Interviews

Lucha/Libre: Lourdes Grobet and the radical reframing of 20th-century Mexico

24.09.2021 |

Lourdes Grobet, La Venus [The Venus], black-and-white photograph, 24 x 35.5 cm (9 1⁄2 in x 14 in), from the series La doble lucha [The double struggle], 1981-2005, Collection of the artist

Lucha/Libre: Lourdes Grobet and the radical reframing of 20th-century Mexico - AWARE Artistes femmes / women artists

Portrait of Lourdes Grobet, Courtesy of the artist

Born in 1940 to a Swiss-Mexican family, artist Lourdes Grobet is the product and inheritor of several schisms in the art world of 20th-century Mexico. Her body of work is wide-ranging, though largely based in photography, and pushes back against nationalism and the forces of the art market, both rejecting and forming itself in opposition to several leading art Mexican art movements of the first half of the 20 century.
When discussing and writing on her work, L. Grobet frequently mentions her mentors and influences as a young woman in Mexico City and while studying at La Universidad Iberoamericana. Her instructors and educators formed an amorphous group of anti-academic artists seeking to reject the semi-official, highly political muralism style that had dominated the nation’s art since the end of the Mexican Revolution. One of L. Grobet’s influences was Gilberto Aceves Navarro (1931-2019), a painter associated with the Ruptura generation of artists who sought to create space for less dogmatic, less nationalistic art forms. Equally she is the product of European-born artists Mathias Goeritz (1915-1990) and Kati Horna (1912-2000), both of whom were driven to Mexico as a result of the Second World War. M. Goeritz and K. Horna formed part of a loose expatriate community of artists, largely separate from the Mexican Ruptura generation, who brought their own interpretations of modernism to a Latin America. K. Horna applied her highly aestheticized version of photographic Surrealism to a Mexican context, while M. Goeritz developed a design style called Emotional Architecture, which eschewed politics and functionalism in favour of an abstracted idea of post-war spiritual renewal.

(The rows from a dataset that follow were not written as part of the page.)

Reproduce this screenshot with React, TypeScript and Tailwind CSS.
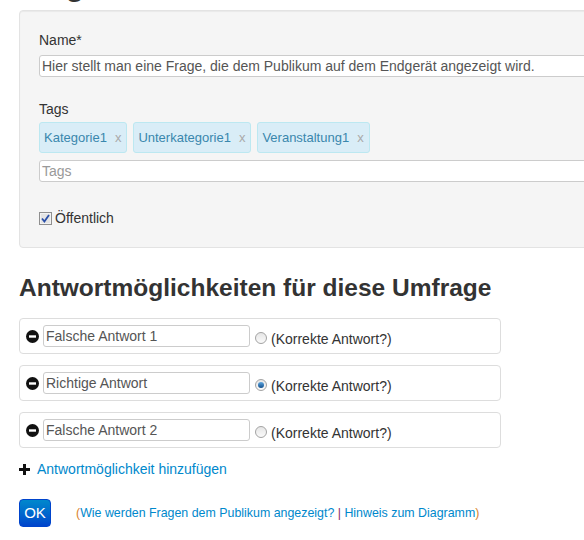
import React from 'react'

const tags = ['Kategorie1', 'Unterkategorie1', 'Veranstaltung1']

const answers = [
    { text: 'Falsche Antwort 1', correct: false },
    { text: 'Richtige Antwort', correct: true },
    { text: 'Falsche Antwort 2', correct: false },
]

const MinusSign: React.FC = () => (
    <svg width="13" height="13" viewBox="0 0 13 13" className="shrink-0">
        <circle cx="6.5" cy="6.5" r="6.5" fill="#111" />
        <rect x="3" y="5.3" width="7" height="2.4" fill="#fff" />
    </svg>
)

const PlusSign: React.FC = () => (
    <svg width="11" height="11" viewBox="0 0 11 11" className="shrink-0">
        <rect x="4" y="0" width="3" height="11" fill="#111" />
        <rect x="0" y="4" width="11" height="3" fill="#111" />
    </svg>
)

const Radio: React.FC<{ checked: boolean }> = ({ checked }) => (
    <span className="flex h-[12px] w-[12px] shrink-0 items-center justify-center rounded-full border border-[#a3a3a3] bg-gradient-to-b from-[#e6e6e6] to-[#fafafa]">
        {checked && (
            <span className="h-[6px] w-[6px] rounded-full bg-gradient-to-b from-[#5fa7e0] to-[#0f4f8c]" />
        )}
    </span>
)

const App: React.FC = () => {
    return (
        <div className="h-[540px] w-[584px] overflow-hidden bg-white font-['Liberation_Sans',Arial,sans-serif] text-[14px] leading-5 text-[#333]">
            <div className="pl-[19px]">
                <h2 className="mb-2 mt-[-31px] text-[30px] font-bold leading-[33px]">Frage bearbeiten</h2>

                <div className="w-[620px] rounded-[4px] border border-[#e3e3e3] bg-[#f5f5f5] p-[19px] shadow-[inset_0_1px_1px_rgba(0,0,0,0.05)]">
                    <label className="mb-[5px] block">Name*</label>
                    <div className="flex h-[22px] w-full items-center rounded-[3px] border border-[#ccc] bg-white px-[2px] text-[#555]">
                        Hier stellt man eine Frage, die dem Publikum auf dem Endgerät angezeigt wird.
                    </div>

                    <label className="mb-[3px] mt-[22px] block">Tags</label>
                    <div className="flex gap-[6px]">
                        {tags.map((t) => (
                            <span
                                key={t}
                                className="flex h-[31px] items-center gap-[8px] rounded-[3px] border border-[#bce8f1] bg-[#d9edf7] pl-[4px] pr-[5px] text-[13px] text-[#3a87ad]"
                            >
                                {t}
                                <span className="text-[#aaa]">x</span>
                            </span>
                        ))}
                    </div>
                    <div className="mt-[7px] flex h-[22px] w-full items-center rounded-[3px] border border-[#ccc] bg-white px-[2px] text-[#999]">
                        Tags
                    </div>

                    <div className="mt-[26px] flex h-5 items-center gap-[3px]">
                        <svg width="13" height="13" viewBox="0 0 13 13" className="shrink-0">
                            <rect x="0.5" y="0.5" width="12" height="12" fill="#f2f2f2" stroke="#8f8f8f" />
                            <rect x="2" y="2" width="9" height="9" fill="#e4e4e4" />
                            <path d="M3 6.5 L5.4 9.5 L10 3" fill="none" stroke="#2a4fa8" strokeWidth="1.8" />
                        </svg>
                        <span>Öffentlich</span>
                    </div>
                </div>

                <h3 className="mt-5 mb-[10px] text-[24.5px] font-bold leading-[40px]">Antwortmöglichkeiten für diese Umfrage</h3>

                {answers.map((a) => (
                    <div
                        key={a.text}
                        className="mb-[11px] flex h-[36px] w-[482px] items-center rounded-[4px] border border-[#ddd] px-[6px]"
                    >
                        <MinusSign />
                        <div className="ml-[4px] flex h-[22px] w-[207px] items-center rounded-[3px] border border-[#ccc] bg-white px-[2px] text-[#555]">
                            {a.text}
                        </div>
                        <span className="ml-[5px] mt-[4px]">
                            <Radio checked={a.correct} />
                        </span>
                        <span className="ml-[4px] mt-[5px]">(Korrekte Antwort?)</span>
                    </div>
                ))}

                <div className="flex h-5 items-center gap-[7px]">
                    <PlusSign />
                    <a className="text-[#0088cc]">Antwortmöglichkeit hinzufügen</a>
                </div>

                <div className="mt-5 flex items-center">
                    <button className="h-[28px] w-[32px] rounded-[4px] border border-[#0044cc] bg-gradient-to-b from-[#0088cc] to-[#0044cc] text-[15px] text-white">
                        OK
                    </button>
                    <span className="ml-[25px] text-[12.4px]">
                        <span className="text-[#d9822b]">(</span>
                        <a className="text-[#0088cc]">Wie werden Fragen dem Publikum angezeigt?</a>
                        <span className="text-[#8a2b6a]"> | </span>
                        <a className="text-[#0088cc]">Hinweis zum Diagramm</a>
                        <span className="text-[#d9822b]">)</span>
                    </span>
                </div>
            </div>
        </div>
    )
}

export default App
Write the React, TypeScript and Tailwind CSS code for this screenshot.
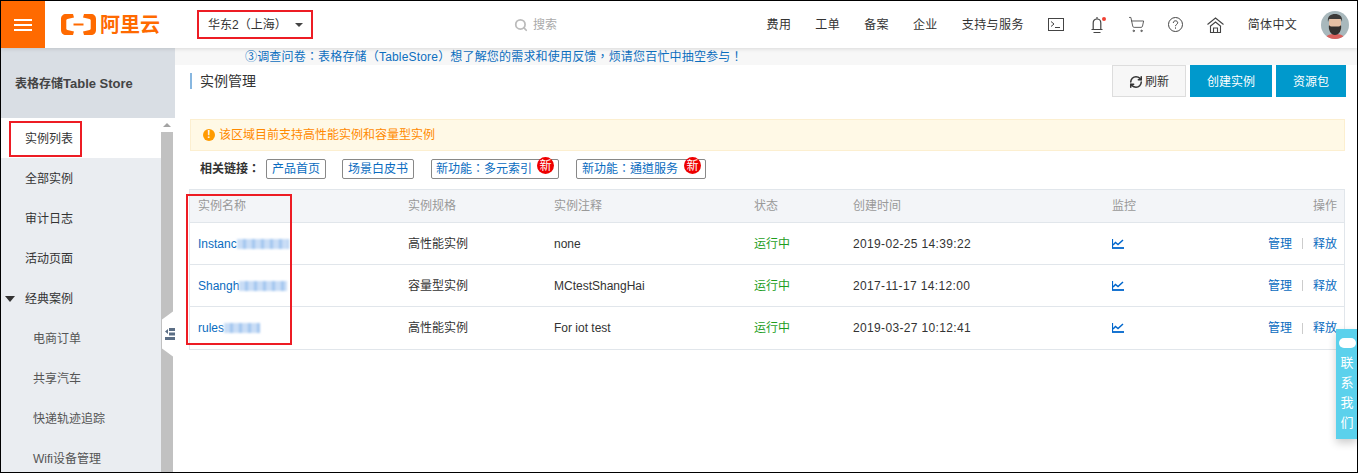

L. Grobet integrated components of her various mentors’ work and approaches and created a distinct visual language concerned with technology, the distribution of media, Mexican politics, gender and social class. Her art aims to be provocative and unapologetic in addressing previously overlooked subjects and themes. L. Grobet’s early involvement in the avant-garde collective Proceso Pentágono (1969-1976) based in Mexico City, positioned her on a distinctly anti-institutional path, and coincided with her creation of independent, experimental media happenings, including Hora y Media [Hour and a half, 1975]. Later, L. Grobet focused her camera lens on rural, mostly indigenous theatre troupes and lucha libre fighters, seeking to reframe subjects she saw as patronized, exploited or forgotten in Mexican visual culture. And while she doesn’t identify as a feminist artist, much of her best-known photography gave agency and voice to working-class, female subjects. Brave and uncompromising, L. Grobet has spent her life creating work on her own terms, becoming an influence for younger generations of experimental Mexican artists who engage with radical politics, public space, and disparate subjects and themes.

Miller Schulman:
It is such an honour to speak with you about your life and work. To begin our conversation, I wanted to ask you about your influences as a young person. From what I’ve read about you – as well as what you’ve said about your work – your mentors played an outsized part of your formation as an artist. In particular you were very close to the artist and architect Mathias Goeritz. What was it like being his protégé?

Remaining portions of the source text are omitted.